** start Raw data **
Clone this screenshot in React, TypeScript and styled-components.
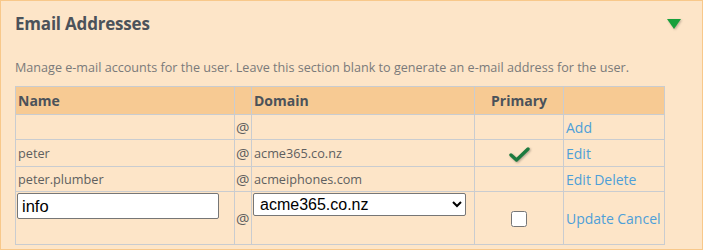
import React from "react";
import styled, { createGlobalStyle } from "styled-components";

const GlobalStyle = createGlobalStyle`
  html, body {
    margin: 0;
    padding: 0;
    background: #ffffff;
  }
  body {
    font-family: "Open Sans", "Noto Sans", sans-serif;
  }
`;

const Panel = styled.section`
  width: 703px;
  height: 250px;
  box-sizing: border-box;
  border: 1px solid #f8c88a;
  background-color: #fde5c8;
  overflow: hidden;
`;

const PanelHeader = styled.header`
  display: flex;
  align-items: center;
  justify-content: space-between;
  height: 45px;
  padding: 0 21px 0 14px;
`;

const Title = styled.h2`
  margin: 0;
  font-size: 17px;
  font-weight: 700;
  color: #4b525a;
  letter-spacing: -0.2px;
`;

const Toggle = styled.svg`
  width: 14px;
  height: 12px;
  filter: drop-shadow(1px 1px 1px rgba(0, 0, 0, 0.25));
`;

const PanelBody = styled.div`
  padding: 13px 14px 0 14px;
`;

const Description = styled.p`
  margin: 0 0 10px 0;
  font-size: 12.6px;
  color: #7a7a7a;
`;

const Table = styled.table`
  width: 649px;
  table-layout: fixed;
  border-collapse: collapse;
  font-size: 12.7px;
  color: #5f5f5f;
`;

const HeadCell = styled.th<{ $align?: string }>`
  height: 27px;
  padding: 0 2px;
  background-color: #f7ca93;
  border: 1px solid #c9ccd0;
  font-size: 14px;
  font-weight: 700;
  color: #4b525a;
  text-align: ${({ $align }) => $align || "left"};
`;

const Row = styled.tr<{ $height: number }>`
  height: ${({ $height }) => $height}px;
`;

const Cell = styled.td<{ $align?: string; $valign?: string }>`
  padding: 0 2px;
  border: 1px solid #c9ccd0;
  text-align: ${({ $align }) => $align || "left"};
  vertical-align: ${({ $valign }) => $valign || "middle"};
  white-space: nowrap;
  overflow: hidden;
`;

const AtCell = styled(Cell)`
  padding: 0 0 0 1px;
  font-size: 15px;
`;

const EditCell = styled(Cell)`
  padding: 1px 1px 0 1px;
`;

const Link = styled.a`
  color: #4e9fd8;
  text-decoration: none;
  font-size: 14px;
  cursor: pointer;
`;

const TextInput = styled.input`
  box-sizing: border-box;
  width: 202px;
  height: 26px;
  margin: 0;
  padding: 0 4px;
  border: 1px solid #767676;
  border-radius: 2px;
  background: #ffffff;
  font-family: "Liberation Sans", Arial, sans-serif;
  font-size: 16.5px;
  color: #000000;
`;

const Select = styled.select`
  box-sizing: border-box;
  width: 213px;
  height: 23px;
  margin: 0;
  padding: 0 0 0 2px;
  border: 1px solid #767676;
  border-radius: 2px;
  background: #ffffff;
  font-family: "Liberation Sans", Arial, sans-serif;
  font-size: 16px;
  color: #000000;
`;

const Checkbox = styled.input`
  width: 16px;
  height: 16px;
  margin: 0;
  vertical-align: middle;
`;

const CheckMark = styled.svg`
  display: block;
  margin: 2px auto 0 auto;
  width: 21px;
  height: 17px;
  filter: drop-shadow(1px 1px 1px rgba(0, 0, 0, 0.3));
`;

const At = () => <AtCell>@</AtCell>;

export default function App() {
  return (
    <>
      <GlobalStyle />
      <Panel>
        <PanelHeader>
          <Title>Email Addresses</Title>
          <Toggle viewBox="0 0 14 12">
            <polygon points="0,1 14,1 7,11" fill="#17a03c" />
          </Toggle>
        </PanelHeader>
        <PanelBody>
          <Description>
            Manage e-mail accounts for the user. Leave this section blank to generate an e-mail address for the user.
          </Description>
          <Table>
            <colgroup>
              <col style={{ width: 219 }} />
              <col style={{ width: 17 }} />
              <col style={{ width: 223 }} />
              <col style={{ width: 89 }} />
              <col style={{ width: 101 }} />
            </colgroup>
            <thead>
              <tr>
                <HeadCell>Name</HeadCell>
                <HeadCell />
                <HeadCell>Domain</HeadCell>
                <HeadCell $align="center">Primary</HeadCell>
                <HeadCell />
              </tr>
            </thead>
            <tbody>
              <Row $height={25}>
                <Cell />
                <At />
                <Cell />
                <Cell />
                <Cell>
                  <Link>Add</Link>
                </Cell>
              </Row>
              <Row $height={27}>
                <Cell>peter</Cell>
                <At />
                <Cell>acme365.co.nz</Cell>
                <Cell $align="center">
                  <CheckMark viewBox="0 0 21 17">
                    <polyline
                      points="2,9 7.5,14 19,3"
                      fill="none"
                      stroke="#1d7a3e"
                      strokeWidth="3.4"
                      strokeLinecap="round"
                      strokeLinejoin="round"
                    />
                  </CheckMark>
                </Cell>
                <Cell>
                  <Link>Edit</Link>
                </Cell>
              </Row>
              <Row $height={25}>
                <Cell>peter.plumber</Cell>
                <At />
                <Cell>acmeiphones.com</Cell>
                <Cell />
                <Cell>
                  <Link>Edit</Link> <Link>Delete</Link>
                </Cell>
              </Row>
              <Row $height={53}>
                <EditCell $valign="top">
                  <TextInput defaultValue="info" />
                </EditCell>
                <At />
                <EditCell $valign="top">
                  <Select defaultValue="acme365.co.nz">
                    <option>acme365.co.nz</option>
                    <option>acmeiphones.com</option>
                  </Select>
                </EditCell>
                <Cell $align="center">
                  <Checkbox type="checkbox" />
                </Cell>
                <Cell>
                  <Link>Update</Link> <Link>Cancel</Link>
                </Cell>
              </Row>
            </tbody>
          </Table>
        </PanelBody>
      </Panel>
    </>
  );
}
** end Raw data **
Problem description: Repeat the data in full and exactly. Omit pictures.

Problem solution:
Clone this screenshot in React, TypeScript and styled-components.
import React from "react";
import styled, { createGlobalStyle } from "styled-components";

const GlobalStyle = createGlobalStyle`
  html, body {
    margin: 0;
    padding: 0;
    background: #ffffff;
  }
  body {
    font-family: "Open Sans", "Noto Sans", sans-serif;
  }
`;

const Panel = styled.section`
  width: 703px;
  height: 250px;
  box-sizing: border-box;
  border: 1px solid #f8c88a;
  background-color: #fde5c8;
  overflow: hidden;
`;

const PanelHeader = styled.header`
  display: flex;
  align-items: center;
  justify-content: space-between;
  height: 45px;
  padding: 0 21px 0 14px;
`;

const Title = styled.h2`
  margin: 0;
  font-size: 17px;
  font-weight: 700;
  color: #4b525a;
  letter-spacing: -0.2px;
`;

const Toggle = styled.svg`
  width: 14px;
  height: 12px;
  filter: drop-shadow(1px 1px 1px rgba(0, 0, 0, 0.25));
`;

const PanelBody = styled.div`
  padding: 13px 14px 0 14px;
`;

const Description = styled.p`
  margin: 0 0 10px 0;
  font-size: 12.6px;
  color: #7a7a7a;
`;

const Table = styled.table`
  width: 649px;
  table-layout: fixed;
  border-collapse: collapse;
  font-size: 12.7px;
  color: #5f5f5f;
`;

const HeadCell = styled.th<{ $align?: string }>`
  height: 27px;
  padding: 0 2px;
  background-color: #f7ca93;
  border: 1px solid #c9ccd0;
  font-size: 14px;
  font-weight: 700;
  color: #4b525a;
  text-align: ${({ $align }) => $align || "left"};
`;

const Row = styled.tr<{ $height: number }>`
  height: ${({ $height }) => $height}px;
`;

const Cell = styled.td<{ $align?: string; $valign?: string }>`
  padding: 0 2px;
  border: 1px solid #c9ccd0;
  text-align: ${({ $align }) => $align || "left"};
  vertical-align: ${({ $valign }) => $valign || "middle"};
  white-space: nowrap;
  overflow: hidden;
`;

const AtCell = styled(Cell)`
  padding: 0 0 0 1px;
  font-size: 15px;
`;

const EditCell = styled(Cell)`
  padding: 1px 1px 0 1px;
`;

const Link = styled.a`
  color: #4e9fd8;
  text-decoration: none;
  font-size: 14px;
  cursor: pointer;
`;

const TextInput = styled.input`
  box-sizing: border-box;
  width: 202px;
  height: 26px;
  margin: 0;
  padding: 0 4px;
  border: 1px solid #767676;
  border-radius: 2px;
  background: #ffffff;
  font-family: "Liberation Sans", Arial, sans-serif;
  font-size: 16.5px;
  color: #000000;
`;

const Select = styled.select`
  box-sizing: border-box;
  width: 213px;
  height: 23px;
  margin: 0;
  padding: 0 0 0 2px;
  border: 1px solid #767676;
  border-radius: 2px;
  background: #ffffff;
  font-family: "Liberation Sans", Arial, sans-serif;
  font-size: 16px;
  color: #000000;
`;

const Checkbox = styled.input`
  width: 16px;
  height: 16px;
  margin: 0;
  vertical-align: middle;
`;

const CheckMark = styled.svg`
  display: block;
  margin: 2px auto 0 auto;
  width: 21px;
  height: 17px;
  filter: drop-shadow(1px 1px 1px rgba(0, 0, 0, 0.3));
`;

const At = () => <AtCell>@</AtCell>;

export default function App() {
  return (
    <>
      <GlobalStyle />
      <Panel>
        <PanelHeader>
          <Title>Email Addresses</Title>
          <Toggle viewBox="0 0 14 12">
            <polygon points="0,1 14,1 7,11" fill="#17a03c" />
          </Toggle>
        </PanelHeader>
        <PanelBody>
          <Description>
            Manage e-mail accounts for the user. Leave this section blank to generate an e-mail address for the user.
          </Description>
          <Table>
            <colgroup>
              <col style={{ width: 219 }} />
              <col style={{ width: 17 }} />
              <col style={{ width: 223 }} />
              <col style={{ width: 89 }} />
              <col style={{ width: 101 }} />
            </colgroup>
            <thead>
              <tr>
                <HeadCell>Name</HeadCell>
                <HeadCell />
                <HeadCell>Domain</HeadCell>
                <HeadCell $align="center">Primary</HeadCell>
                <HeadCell />
              </tr>
            </thead>
            <tbody>
              <Row $height={25}>
                <Cell />
                <At />
                <Cell />
                <Cell />
                <Cell>
                  <Link>Add</Link>
                </Cell>
              </Row>
              <Row $height={27}>
                <Cell>peter</Cell>
                <At />
                <Cell>acme365.co.nz</Cell>
                <Cell $align="center">
                  <CheckMark viewBox="0 0 21 17">
                    <polyline
                      points="2,9 7.5,14 19,3"
                      fill="none"
                      stroke="#1d7a3e"
                      strokeWidth="3.4"
                      strokeLinecap="round"
                      strokeLinejoin="round"
                    />
                  </CheckMark>
                </Cell>
                <Cell>
                  <Link>Edit</Link>
                </Cell>
              </Row>
              <Row $height={25}>
                <Cell>peter.plumber</Cell>
                <At />
                <Cell>acmeiphones.com</Cell>
                <Cell />
                <Cell>
                  <Link>Edit</Link> <Link>Delete</Link>
                </Cell>
              </Row>
              <Row $height={53}>
                <EditCell $valign="top">
                  <TextInput defaultValue="info" />
                </EditCell>
                <At />
                <EditCell $valign="top">
                  <Select defaultValue="acme365.co.nz">
                    <option>acme365.co.nz</option>
                    <option>acmeiphones.com</option>
                  </Select>
                </EditCell>
                <Cell $align="center">
                  <Checkbox type="checkbox" />
                </Cell>
                <Cell>
                  <Link>Update</Link> <Link>Cancel</Link>
                </Cell>
              </Row>
            </tbody>
          </Table>
        </PanelBody>
      </Panel>
    </>
  );
}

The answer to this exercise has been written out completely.